Paying for the Party: How College Maintains Inequality is a quite remarkable new work of ethnography, by sociologists Elizabeth Armstrong and Laura Hamilton. I recommend it unreservedly for student professionals, or anyone interested in how university affects social mobility.
Embedded in a women’s dormitory at a large, unnamed Midwestern flagship state university (which, if I had to guess, is probably either Indiana or Illinois), the authors observed the girls on one floor for a year, and then conducted regular follow-up interviews with them for another four years. The results are fascinating, in a horrifying sort of way.
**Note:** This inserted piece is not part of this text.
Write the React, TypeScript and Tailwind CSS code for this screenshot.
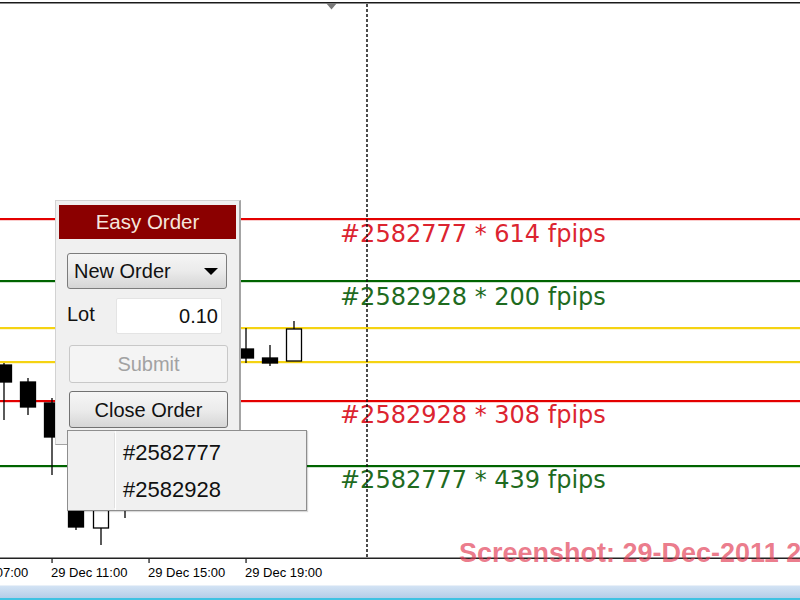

The authors advance an argument that the culture of partying – specifically fraternity/sorority (or “Greek”) partying – is the key factor determining long-term success in college. Rich kids can live the Greek life through a combination of massive parental subsidies and a proliferation of “business-lite” degrees, and their job prospects aren’t diminished because their success in post-graduation job searches depends much more on parental connections than it does on academics. Their less-wealthy, and less-networked peers can either attempt to keep up (which can lead to much higher debt and/or reduced academic achievement, which hurts them more than their better-networked peers) or they end up feeling alienated and alone, which also has negative effects on completion rates.
The authors’ most interesting claim is that flagship public universities actively aid and abet the partying culture, both by providing the Greek system with legitimacy/prestige and by dumbing-down the curriculum with too many “business-lite” degrees. (I’m usually skeptical about “dumbing-down” arguments, but some of this stuff shocked me – karate and ballroom dancing as for-credit courses?) Almost without exception, the kids in this book who studied hard turned out fine; the problem is that too many students are either distracted by other things, or not given institutional encouragement to study the right things.
Two small caveats about this book, though. The first is that its arguments for state-level public policy change are much weaker than the ones it makes for campus reform. Asking for more public funding because students party too much, and don’t study enough, just isn’t going to sell.
The second, simply, is that this is an American book. Much of the really nasty stuff documented here occurs in Canada only in a very attenuated fashion. The Greek system is less important here than it is in the US, and our class systems are different, too; so one shouldn’t assume the arguments translate directly. Still, Armstrong and Hamilton’s message about how social class affects the pathways one takes in higher education, and how they affect post-graduation experiences, is nevertheless a very important one; we should all pay much closer attention than we currently do.